Astronaut and mother
While Germany has yet to send a female astronaut into space, in 2010 Naoko Yamazaki became the second Japanese woman to fly to the ISS for 15 days as part of a US team on the STS-131 mission. As an engineer, the then 39-year-old operated a robotic arm. Unlike Mukai, Yamazaki is a mother, which is why the press nicknamed her „Mama-san“. “San” corresponds to the German pronunciation for Mr and Mrs. But Yamazaki does not like the name. Men, she says, do not get so reduced to being a father. Yet the universe is a pretty equal place, Yamazaki thinks. Mukai also reports that she never felt discriminated against when working in the team.
The fact that Yamazaki became an astronaut is also due to the many role models who encouraged her to take this step. Already as a child, she enjoyed watching science fiction films and reading comics. At that time, it never occurred to her that she could become an astronaut herself. That changed when the Challenger crashed. Yamazaki was 15 years old at the time. Christa McAuliffe, who had participated in NASA’s Teacher in Space programme, also was among the victims.
Yamazaki was encouraged by the thought that even a teacher could become an astronaut. She decided to study space technology at Tokyo University. Back then, if she told anyone about her career aspirations, people thought she was joking. “Even my parents,” she recalls. But in 1999, Yamazaki was selected as an astronaut. It took another eleven years before she actually went into space.
This time, too, a tragic accident intervened: The crash of the space shuttle “Columbia”. Her daughter was not yet a year old at the time and Yamazaki feared that it was too dangerous. “I wanted to go into space, but I didn’t want to sacrifice my family.” Eventually she felt: Her desire was greater than her worry. And: Those who want to go into space as parents have to live with the same earthly challenges as others – balancing family and career. This usually leads to women staying on Earth.
What many people don’t think about is that astronauts not only travel in space, but also have to complete long training sessions – often abroad. Yamazaki explains that it was only possible to combine the two because her husband at the time quit his job and took over childcare. A model that is very unusual, in Japan and elsewhere. She was criticised for this in the media. It was said that she had abandoned her child. Conversely, when she said she wanted to take a break from training to look after her daughter, she was reminded of her training being financed by taxpayers’ money.
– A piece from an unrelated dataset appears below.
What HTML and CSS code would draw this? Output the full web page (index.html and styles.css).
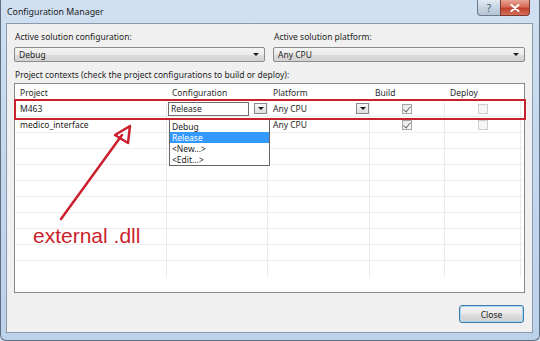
FILE: index.html
```html
<!DOCTYPE html>
<html>
<head>
<meta charset="utf-8">
<link rel="stylesheet" href="styles.css">
</head>
<body>
<div class="window">
  <div class="titlebar">
    <span class="title">Configuration Manager</span>
    <div class="caption-buttons">
      <span class="cap-btn help">?</span>
      <span class="cap-btn close-x">
        <svg width="10" height="8" viewBox="0 0 10 8"><path d="M1.5 1 L8.5 7 M8.5 1 L1.5 7" stroke="#fff" stroke-width="2" stroke-linecap="round"/></svg>
      </span>
    </div>
  </div>
  <div class="client">
    <div class="top-row">
      <div class="field">
        <div class="label">Active solution configuration:</div>
        <div class="combo"><span>Debug</span><span class="arrow"></span></div>
      </div>
      <div class="field">
        <div class="label">Active solution platform:</div>
        <div class="combo"><span>Any CPU</span><span class="arrow"></span></div>
      </div>
    </div>
    <div class="label contexts">Project contexts (check the project configurations to build or deploy):</div>
    <div class="table">
      <div class="row head">
        <div class="cell">Project</div>
        <div class="cell">Configuration</div>
        <div class="cell">Platform</div>
        <div class="cell">Build</div>
        <div class="cell">Deploy</div>
      </div>
      <div class="row">
        <div class="cell">M463</div>
        <div class="cell edit">
          <span class="editbox">Release</span><span class="dd-btn"><span class="arrow"></span></span>
        </div>
        <div class="cell plat">
          <span class="plat-text">Any CPU</span><span class="dd-btn"><span class="arrow"></span></span>
        </div>
        <div class="cell center"><span class="check on"></span></div>
        <div class="cell center"><span class="check off"></span></div>
      </div>
      <div class="row">
        <div class="cell">medico_interface</div>
        <div class="cell"></div>
        <div class="cell">Any CPU</div>
        <div class="cell center"><span class="check on"></span></div>
        <div class="cell center"><span class="check off"></span></div>
      </div>
      <div class="row"><div class="cell"></div><div class="cell"></div><div class="cell"></div><div class="cell"></div><div class="cell"></div></div>
      <div class="row"><div class="cell"></div><div class="cell"></div><div class="cell"></div><div class="cell"></div><div class="cell"></div></div>
      <div class="row"><div class="cell"></div><div class="cell"></div><div class="cell"></div><div class="cell"></div><div class="cell"></div></div>
      <div class="row"><div class="cell"></div><div class="cell"></div><div class="cell"></div><div class="cell"></div><div class="cell"></div></div>
      <div class="row"><div class="cell"></div><div class="cell"></div><div class="cell"></div><div class="cell"></div><div class="cell"></div></div>
      <div class="row"><div class="cell"></div><div class="cell"></div><div class="cell"></div><div class="cell"></div><div class="cell"></div></div>
      <div class="row"><div class="cell"></div><div class="cell"></div><div class="cell"></div><div class="cell"></div><div class="cell"></div></div>
      <div class="row"><div class="cell"></div><div class="cell"></div><div class="cell"></div><div class="cell"></div><div class="cell"></div></div>
      <div class="row last"><div class="cell"></div><div class="cell"></div><div class="cell"></div><div class="cell"></div><div class="cell"></div></div>
    </div>
    <div class="footer">
      <button class="close-btn">Close</button>
    </div>
  </div>

  <div class="dropdown-list">
    <div class="item">Debug</div>
    <div class="item sel">Release</div>
    <div class="item">&lt;New...&gt;</div>
    <div class="item">&lt;Edit...&gt;</div>
  </div>

  <div class="redbox"></div>

  <svg class="annot" width="540" height="341" viewBox="0 0 540 341">
    <line x1="60" y1="219" x2="121" y2="135" stroke="#cc1f2d" stroke-width="2.5" stroke-linecap="round"/>
    <polygon points="129,126 114,135 127,143" fill="none" stroke="#cc1f2d" stroke-width="2.5" stroke-linejoin="round"/>
  </svg>
  <div class="annot-text">external .dll</div>
</div>
</body>
</html>
```

FILE: styles.css
```css
* { box-sizing: border-box; }
html, body { margin: 0; padding: 0; }
body {
  width: 540px;
  height: 341px;
  overflow: hidden;
  background: #d6e3f1;
  font-family: "Noto Sans", "Open Sans", sans-serif;
  font-size: 8.5px;
  color: #1e1e1e;
}
.window {
  position: relative;
  width: 540px;
  height: 341px;
  display: flex;
  flex-direction: column;
  padding: 0 6px 7px 5px;
  border: 1px solid #5f6f82;
  border-top: none;
  border-radius: 0 0 6px 6px;
  background: linear-gradient(180deg, #d0e0f2 0%, #c5d8ee 40%, #bcd1ea 100%);
}
.titlebar {
  height: 23px;
  display: flex;
  align-items: flex-start;
  justify-content: space-between;
}
.title {
  margin-top: 6px;
  margin-left: 1px;
  font-size: 8.8px;
  color: #1b1b1b;
}
.caption-buttons {
  display: flex;
  margin-right: 3px;
}
.cap-btn {
  height: 16px;
  display: flex;
  align-items: center;
  justify-content: center;
  border: 1px solid #6d7c8c;
  border-top: none;
}
.help {
  width: 23px;
  border-radius: 0 0 0 4px;
  background: linear-gradient(180deg, #e3ebf4 0%, #c7d4e2 50%, #b4c4d6 100%);
  color: #4a5868;
  font-size: 10px;
  border-right: none;
}
.close-x {
  width: 30px;
  border-radius: 0 0 4px 0;
  background: linear-gradient(180deg, #e8a595 0%, #d46b58 45%, #c0412c 55%, #d4705c 100%);
  border-color: #7a3a30;
}
.client {
  flex: 1;
  display: flex;
  flex-direction: column;
  background: #f0f0f0;
  border: 1px solid #8c9aab;
  padding: 6px 7px 0 7px;
}
.top-row {
  display: grid;
  grid-template-columns: 251px 252px;
  gap: 8px;
}
.label {
  height: 14px;
  line-height: 14px;
  padding-left: 1px;
  white-space: nowrap;
}
.combo {
  margin-top: 3px;
  height: 15px;
  display: flex;
  align-items: center;
  justify-content: space-between;
  padding: 0 5px 0 4px;
  border: 1px solid #8b8b8b;
  border-radius: 2px;
  background: linear-gradient(180deg, #f4f4f4 0%, #ebebeb 50%, #dddddd 51%, #d2d2d2 100%);
}
.arrow {
  width: 0;
  height: 0;
  border-left: 3px solid transparent;
  border-right: 3px solid transparent;
  border-top: 3px solid #1a1a1a;
}
.contexts { margin-top: 6px; }
.table {
  margin-top: 1px;
  height: 210px;
  width: 511px;
  background: #fff;
  border: 1px solid #828790;
  padding-top: 1px;
  overflow: hidden;
}
.row {
  display: grid;
  grid-template-columns: 152px 101px 102px 75px 76px;
  height: 16px;
  border-bottom: 1px solid #eeeeee;
}
.row.head { border-bottom: 1px solid #ffffff; height: 16px; }
.row.last { border-bottom: none; }
.cell {
  display: flex;
  align-items: center;
  padding-left: 5px;
  border-right: 1px solid #ebebeb;
  white-space: nowrap;
}
.head .cell { border-right: none; color: #2a2a2a; }
.cell.center { justify-content: center; padding-left: 0; }
.cell.edit { padding-left: 1px; }
.editbox {
  width: 82px;
  height: 14px;
  line-height: 12px;
  border: 1px solid #6e6e6e;
  padding-left: 2px;
  background: #fff;
}
.dd-btn {
  margin-left: 5px;
  width: 13px;
  height: 11px;
  display: flex;
  align-items: center;
  justify-content: center;
  border: 1px solid #8a8a8a;
  background: linear-gradient(180deg, #f7f7f7, #dedede);
}
.plat-text { width: 79px; }
.check {
  width: 10px;
  height: 10px;
  border: 1px solid #a6a6a6;
  background: linear-gradient(135deg, #e6e6e6, #fbfbfb);
  position: relative;
}
.check.off { border-color: #d0d0d0; background: #f6f6f6; }
.check.on::after {
  content: "";
  position: absolute;
  left: 2px;
  top: 0px;
  width: 3px;
  height: 6px;
  border-right: 1.5px solid #6f6f6f;
  border-bottom: 1.5px solid #6f6f6f;
  transform: rotate(40deg);
}
.footer {
  display: flex;
  justify-content: flex-end;
  padding-right: 1px;
  margin-top: 12px;
}
.close-btn {
  width: 65px;
  height: 18px;
  font-family: "Noto Sans", "Open Sans", sans-serif;
  font-size: 8.5px;
  color: #1e1e1e;
  border: 1px solid #3d7bad;
  border-radius: 3px;
  background: linear-gradient(180deg, #f2f2f2 0%, #ebebeb 45%, #dddddd 55%, #cfcfcf 100%);
  box-shadow: inset 0 0 0 1px #a8d8f0;
  padding: 0;
}
.dropdown-list {
  position: absolute;
  left: 168px;
  top: 119px;
  width: 101px;
  height: 47px;
  background: #fff;
  border: 1px solid #646464;
  padding-top: 1px;
}
.item {
  height: 11px;
  line-height: 11px;
  padding-left: 2px;
  overflow: hidden;
}
.item.sel {
  background: #3399ff;
  color: #fff;
}
.redbox {
  position: absolute;
  left: 13px;
  top: 99px;
  width: 512px;
  height: 21px;
  border: 2px solid #c8202f;
}
.annot {
  position: absolute;
  left: 0;
  top: 0;
  pointer-events: none;
}
.annot-text {
  position: absolute;
  left: 32px;
  top: 225px;
  font-family: "Liberation Sans", Arial, sans-serif;
  font-size: 21px;
  line-height: 21px;
  color: #cc1f2d;
}
```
In short, whatever she said, there was criticism.
To make it easier for women, gender stereotypes have to be overcome, Yamazaki says. Many girls would be enthusiastic about space, but there is pressure from society that science is not for girls. Yamazaki herself attended an all-girls school. There, it was normal to be interested in science. And the teachers were a role model for her.
Today, Yamazaki is president of the Young Astronauts Club, which aims to encourage girls to pursue careers as astronauts. She also co-founded the Space Port Japan Association in 2018, which wants to build Japan’s first launch pad to launch rockets for tourists into space. When she was on Earth, Yamazaki says she thought space was very special. But when she got there, Earth seemed to her “a very admirable place in the infinite vastness of this darkness”.